___ PROVIDED MATERIAL ___

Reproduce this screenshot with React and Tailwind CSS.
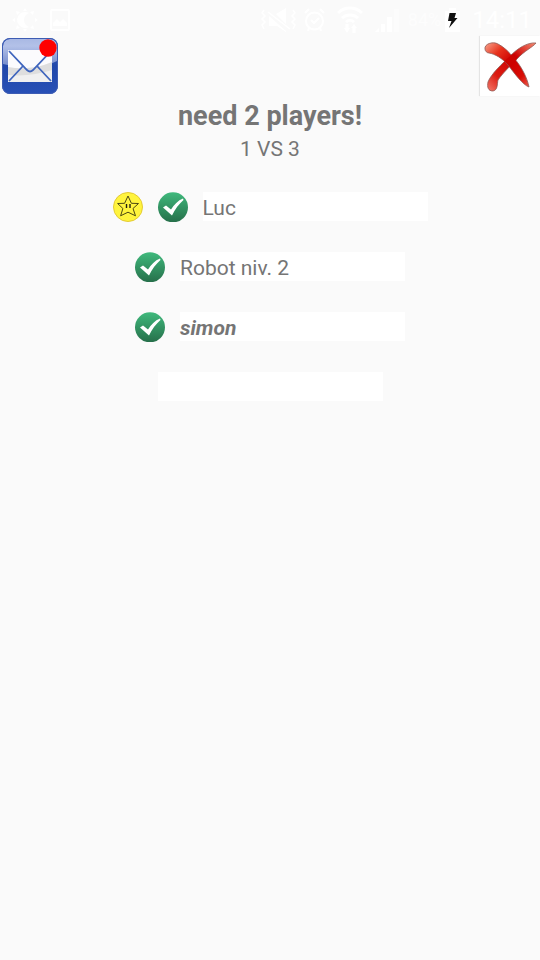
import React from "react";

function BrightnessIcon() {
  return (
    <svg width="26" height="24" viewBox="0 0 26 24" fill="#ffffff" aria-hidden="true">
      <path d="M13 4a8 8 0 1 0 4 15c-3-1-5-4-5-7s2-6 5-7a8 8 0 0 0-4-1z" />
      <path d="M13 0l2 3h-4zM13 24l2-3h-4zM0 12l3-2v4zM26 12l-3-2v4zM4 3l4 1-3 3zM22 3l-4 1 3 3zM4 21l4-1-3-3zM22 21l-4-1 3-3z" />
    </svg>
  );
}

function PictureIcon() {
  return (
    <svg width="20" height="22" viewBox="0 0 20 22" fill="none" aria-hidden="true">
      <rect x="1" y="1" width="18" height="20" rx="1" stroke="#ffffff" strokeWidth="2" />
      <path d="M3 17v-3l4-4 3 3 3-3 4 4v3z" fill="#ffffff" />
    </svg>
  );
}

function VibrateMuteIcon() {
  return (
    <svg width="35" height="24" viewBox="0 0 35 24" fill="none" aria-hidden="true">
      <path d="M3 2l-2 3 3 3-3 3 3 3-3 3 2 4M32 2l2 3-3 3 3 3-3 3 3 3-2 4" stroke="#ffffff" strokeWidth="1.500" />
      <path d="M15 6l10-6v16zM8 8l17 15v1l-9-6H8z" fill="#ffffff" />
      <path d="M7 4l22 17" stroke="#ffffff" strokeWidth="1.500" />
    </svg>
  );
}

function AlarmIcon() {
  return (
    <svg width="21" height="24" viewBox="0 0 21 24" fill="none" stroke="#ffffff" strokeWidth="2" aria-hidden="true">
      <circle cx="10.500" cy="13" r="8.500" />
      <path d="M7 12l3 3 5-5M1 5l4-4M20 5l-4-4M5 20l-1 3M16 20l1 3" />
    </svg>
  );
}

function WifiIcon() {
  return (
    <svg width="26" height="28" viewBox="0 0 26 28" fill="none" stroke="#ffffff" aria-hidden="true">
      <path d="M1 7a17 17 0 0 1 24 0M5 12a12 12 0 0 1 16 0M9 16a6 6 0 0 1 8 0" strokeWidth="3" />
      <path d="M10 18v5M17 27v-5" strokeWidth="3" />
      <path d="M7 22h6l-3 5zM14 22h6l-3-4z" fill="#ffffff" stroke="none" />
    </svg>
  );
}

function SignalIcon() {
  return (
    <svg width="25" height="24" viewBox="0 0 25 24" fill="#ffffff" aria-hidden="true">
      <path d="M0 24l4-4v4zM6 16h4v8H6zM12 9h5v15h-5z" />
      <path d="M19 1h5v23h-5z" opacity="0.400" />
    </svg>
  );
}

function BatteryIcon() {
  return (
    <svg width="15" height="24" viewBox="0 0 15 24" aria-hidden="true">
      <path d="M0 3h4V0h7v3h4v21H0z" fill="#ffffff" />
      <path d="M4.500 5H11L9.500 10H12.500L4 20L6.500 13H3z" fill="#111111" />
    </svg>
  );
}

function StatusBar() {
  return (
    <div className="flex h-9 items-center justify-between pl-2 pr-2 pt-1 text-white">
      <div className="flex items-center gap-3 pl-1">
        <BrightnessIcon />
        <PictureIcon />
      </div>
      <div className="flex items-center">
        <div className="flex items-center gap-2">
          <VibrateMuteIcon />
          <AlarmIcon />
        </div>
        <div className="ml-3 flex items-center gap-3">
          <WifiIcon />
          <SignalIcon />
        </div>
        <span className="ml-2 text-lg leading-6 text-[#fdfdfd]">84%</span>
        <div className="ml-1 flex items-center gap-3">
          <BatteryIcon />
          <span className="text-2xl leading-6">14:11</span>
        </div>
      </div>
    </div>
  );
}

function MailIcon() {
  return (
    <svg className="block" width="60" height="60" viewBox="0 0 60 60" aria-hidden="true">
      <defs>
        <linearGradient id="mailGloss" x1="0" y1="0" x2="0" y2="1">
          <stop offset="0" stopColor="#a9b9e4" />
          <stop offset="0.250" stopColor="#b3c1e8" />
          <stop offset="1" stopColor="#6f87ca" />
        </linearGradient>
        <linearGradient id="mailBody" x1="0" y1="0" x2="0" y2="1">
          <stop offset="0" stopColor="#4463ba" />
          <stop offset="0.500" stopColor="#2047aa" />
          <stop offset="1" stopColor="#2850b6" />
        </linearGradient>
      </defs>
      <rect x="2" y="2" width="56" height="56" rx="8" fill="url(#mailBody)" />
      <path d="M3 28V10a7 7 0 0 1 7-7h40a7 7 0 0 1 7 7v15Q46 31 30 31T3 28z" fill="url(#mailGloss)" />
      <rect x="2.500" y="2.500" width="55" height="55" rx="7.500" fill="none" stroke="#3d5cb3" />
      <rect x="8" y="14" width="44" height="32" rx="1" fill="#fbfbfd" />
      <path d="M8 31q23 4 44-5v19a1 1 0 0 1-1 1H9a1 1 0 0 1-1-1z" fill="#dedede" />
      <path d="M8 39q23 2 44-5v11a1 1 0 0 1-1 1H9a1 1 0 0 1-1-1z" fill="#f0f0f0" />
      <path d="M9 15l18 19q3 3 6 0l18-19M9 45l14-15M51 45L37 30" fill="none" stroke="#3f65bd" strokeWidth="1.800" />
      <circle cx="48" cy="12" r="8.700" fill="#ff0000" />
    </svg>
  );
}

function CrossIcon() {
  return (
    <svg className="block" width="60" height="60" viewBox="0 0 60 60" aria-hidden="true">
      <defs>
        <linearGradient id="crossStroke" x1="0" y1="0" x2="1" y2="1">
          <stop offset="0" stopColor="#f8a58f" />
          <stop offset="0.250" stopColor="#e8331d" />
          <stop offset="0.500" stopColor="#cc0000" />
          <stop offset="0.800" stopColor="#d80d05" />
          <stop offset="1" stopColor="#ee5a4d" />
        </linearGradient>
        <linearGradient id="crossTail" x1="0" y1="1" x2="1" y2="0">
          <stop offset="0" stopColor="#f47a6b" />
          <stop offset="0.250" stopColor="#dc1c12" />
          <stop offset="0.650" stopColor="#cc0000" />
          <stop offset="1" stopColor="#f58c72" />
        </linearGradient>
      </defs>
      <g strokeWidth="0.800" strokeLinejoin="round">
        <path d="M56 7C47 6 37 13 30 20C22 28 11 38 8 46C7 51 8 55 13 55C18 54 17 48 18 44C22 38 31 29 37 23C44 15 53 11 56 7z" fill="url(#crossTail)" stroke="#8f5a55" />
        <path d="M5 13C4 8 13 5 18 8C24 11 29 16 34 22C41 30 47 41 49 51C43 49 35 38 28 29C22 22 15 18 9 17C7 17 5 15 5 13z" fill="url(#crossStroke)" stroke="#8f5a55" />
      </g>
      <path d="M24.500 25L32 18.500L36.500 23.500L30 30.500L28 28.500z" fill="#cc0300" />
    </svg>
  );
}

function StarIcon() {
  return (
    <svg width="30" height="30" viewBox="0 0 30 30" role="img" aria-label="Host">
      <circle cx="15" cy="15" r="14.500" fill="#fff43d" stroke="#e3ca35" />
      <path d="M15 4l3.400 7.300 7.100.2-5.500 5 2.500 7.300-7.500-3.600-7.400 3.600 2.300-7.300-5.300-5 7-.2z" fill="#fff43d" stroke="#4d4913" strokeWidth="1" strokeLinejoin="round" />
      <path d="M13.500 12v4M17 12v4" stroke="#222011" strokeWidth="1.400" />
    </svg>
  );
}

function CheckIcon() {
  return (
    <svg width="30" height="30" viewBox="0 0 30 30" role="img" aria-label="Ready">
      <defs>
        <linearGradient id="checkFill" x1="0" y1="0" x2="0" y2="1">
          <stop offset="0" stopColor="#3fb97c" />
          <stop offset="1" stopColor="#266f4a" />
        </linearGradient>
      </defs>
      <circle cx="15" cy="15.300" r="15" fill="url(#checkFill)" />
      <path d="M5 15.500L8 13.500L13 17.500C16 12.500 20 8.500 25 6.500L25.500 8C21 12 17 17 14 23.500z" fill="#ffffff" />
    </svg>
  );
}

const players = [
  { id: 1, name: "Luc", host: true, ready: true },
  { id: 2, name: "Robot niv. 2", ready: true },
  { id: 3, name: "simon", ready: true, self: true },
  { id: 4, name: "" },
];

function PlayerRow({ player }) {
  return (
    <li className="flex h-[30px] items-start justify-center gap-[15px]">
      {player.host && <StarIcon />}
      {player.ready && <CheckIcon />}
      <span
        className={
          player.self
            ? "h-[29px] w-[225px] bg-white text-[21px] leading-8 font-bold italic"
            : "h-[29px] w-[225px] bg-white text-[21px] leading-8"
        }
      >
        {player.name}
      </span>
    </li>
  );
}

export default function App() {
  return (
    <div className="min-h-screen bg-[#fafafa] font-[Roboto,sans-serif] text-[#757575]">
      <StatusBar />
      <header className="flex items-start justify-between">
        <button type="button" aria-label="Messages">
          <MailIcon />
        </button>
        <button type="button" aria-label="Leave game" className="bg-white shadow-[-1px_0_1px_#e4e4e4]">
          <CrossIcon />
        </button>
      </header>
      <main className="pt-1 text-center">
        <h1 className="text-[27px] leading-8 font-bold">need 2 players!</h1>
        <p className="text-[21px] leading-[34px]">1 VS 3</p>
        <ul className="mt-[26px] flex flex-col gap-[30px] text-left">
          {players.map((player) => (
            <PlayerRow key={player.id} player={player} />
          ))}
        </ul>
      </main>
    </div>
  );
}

___

TO DO
Whichever lines contain the string "React", select and copy them.

EXERCISE SOLUTION
Reproduce this screenshot with React and Tailwind CSS.
import React from "react";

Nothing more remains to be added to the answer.